According to a snapshot of figures from end-1998, 58 percent of the high impact groups were on track and 35 percent at ''amber.'' In the medium impact group, 40 percent were on track, 45 percent were at ``amber'' and 15 percent at ``red.''

The FSA had told every high and medium impact group at ''red'' of its judgement and challenged them to prove it wrong or rapidly produce a convincing solution. This could involve a number of routes including contingency planning, it said.

The same process was underway with ``amber'' groups. It was working closely with the Bank of England and industry experts.

Foot did not give a specific deadline for initiating legal action, but said this would be ``toward the end of the year.''

``As the year goes on, the time runs out,'' he said. But added: ``With over nine months to go before the millennium the conditions to justify such measures have not yet manifested themselves.''

Another risk for companies not meeting Year 2000 requirements was they could merge with or be taken over by other companies with a larger pool of resources to dedicate to millennium compliance and IT systems.

Most high-impact firms had the capital to beat the millennium bug but simply ignored the potential risks or did not see it as a serious threat to the market, Foot said. In the area of counter-party risk, implying situations where a UK company itself is compliant but can be impacted by a non-compliant counter-party in another country, the FSA said it was advising firms on any precautionary actions they can take.

But it was not in a position to force firms not to deal with companies from a specific country, Foot said.

The primary responsibility for achieving Year 200 compliance rests with the financial institutions themselves. The FSA sees Year 2000 preparedness as a major supervisory priority.

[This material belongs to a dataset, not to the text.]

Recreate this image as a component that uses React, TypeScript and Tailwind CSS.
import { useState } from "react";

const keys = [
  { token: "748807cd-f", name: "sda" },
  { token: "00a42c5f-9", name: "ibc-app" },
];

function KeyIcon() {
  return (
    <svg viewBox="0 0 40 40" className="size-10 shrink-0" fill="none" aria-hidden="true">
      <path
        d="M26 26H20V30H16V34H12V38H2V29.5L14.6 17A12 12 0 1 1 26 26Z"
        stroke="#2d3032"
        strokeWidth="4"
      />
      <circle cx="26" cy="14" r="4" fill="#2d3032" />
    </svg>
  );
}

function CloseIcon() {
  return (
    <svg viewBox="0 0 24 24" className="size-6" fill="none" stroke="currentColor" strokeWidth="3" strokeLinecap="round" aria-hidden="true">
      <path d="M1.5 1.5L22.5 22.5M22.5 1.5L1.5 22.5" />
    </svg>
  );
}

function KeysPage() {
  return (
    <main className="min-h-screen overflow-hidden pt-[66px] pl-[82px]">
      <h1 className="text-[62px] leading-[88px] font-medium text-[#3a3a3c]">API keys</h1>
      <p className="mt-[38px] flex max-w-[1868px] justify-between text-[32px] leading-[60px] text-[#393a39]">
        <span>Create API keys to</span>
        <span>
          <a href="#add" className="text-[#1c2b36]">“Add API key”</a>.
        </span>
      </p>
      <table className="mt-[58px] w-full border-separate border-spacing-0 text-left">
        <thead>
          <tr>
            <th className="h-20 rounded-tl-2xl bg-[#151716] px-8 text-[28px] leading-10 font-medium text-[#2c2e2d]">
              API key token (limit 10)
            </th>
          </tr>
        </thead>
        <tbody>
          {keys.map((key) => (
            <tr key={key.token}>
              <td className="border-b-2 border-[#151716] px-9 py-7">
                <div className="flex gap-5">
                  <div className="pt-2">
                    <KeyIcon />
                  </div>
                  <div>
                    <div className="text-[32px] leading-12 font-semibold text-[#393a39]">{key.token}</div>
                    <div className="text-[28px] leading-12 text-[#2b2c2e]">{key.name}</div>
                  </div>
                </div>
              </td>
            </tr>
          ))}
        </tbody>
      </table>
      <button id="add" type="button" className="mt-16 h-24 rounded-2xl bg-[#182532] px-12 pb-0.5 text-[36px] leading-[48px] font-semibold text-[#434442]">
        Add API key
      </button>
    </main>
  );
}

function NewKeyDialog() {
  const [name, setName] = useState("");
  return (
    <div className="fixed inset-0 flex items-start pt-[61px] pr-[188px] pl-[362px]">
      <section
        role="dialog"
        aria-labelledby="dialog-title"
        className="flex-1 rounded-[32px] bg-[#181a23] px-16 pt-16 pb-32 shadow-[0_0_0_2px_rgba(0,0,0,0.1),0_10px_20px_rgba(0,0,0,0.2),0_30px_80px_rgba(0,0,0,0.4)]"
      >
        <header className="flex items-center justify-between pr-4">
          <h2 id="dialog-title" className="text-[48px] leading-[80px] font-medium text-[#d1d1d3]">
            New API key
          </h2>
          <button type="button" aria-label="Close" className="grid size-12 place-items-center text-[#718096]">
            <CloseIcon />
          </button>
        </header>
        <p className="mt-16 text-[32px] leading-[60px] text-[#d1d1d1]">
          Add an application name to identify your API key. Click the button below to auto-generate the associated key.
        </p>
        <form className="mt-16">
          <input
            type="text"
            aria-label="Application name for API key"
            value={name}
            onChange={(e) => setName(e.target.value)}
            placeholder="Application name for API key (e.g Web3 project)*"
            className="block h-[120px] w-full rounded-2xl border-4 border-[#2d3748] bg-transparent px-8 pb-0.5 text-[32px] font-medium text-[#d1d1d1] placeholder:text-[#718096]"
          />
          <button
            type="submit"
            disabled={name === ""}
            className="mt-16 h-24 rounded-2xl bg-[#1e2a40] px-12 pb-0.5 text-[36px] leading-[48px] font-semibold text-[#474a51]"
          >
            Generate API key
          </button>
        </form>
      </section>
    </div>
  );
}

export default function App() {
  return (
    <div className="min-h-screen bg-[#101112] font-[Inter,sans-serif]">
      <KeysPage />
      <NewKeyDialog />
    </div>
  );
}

Gwynneth Flower, managing director of Britain's Action 2000 group charged with ensuring millennium compliance, told the conference she expected no material disruption in public services, but could not give a guarantee.

Flower said two in five of all businesses had yet to take appropriate action to protect itself from the millennium bug.

``The most guilty of these are those that employ less than 10 people,'' she said.

According to an independent assessment program it carried out, 46 percent of electricity and 85 percent of gas services posed no risks of material disruption. Water and telecommunications were at ``amber,'' suggesting they have agreed containment plan to rectify shortcomings.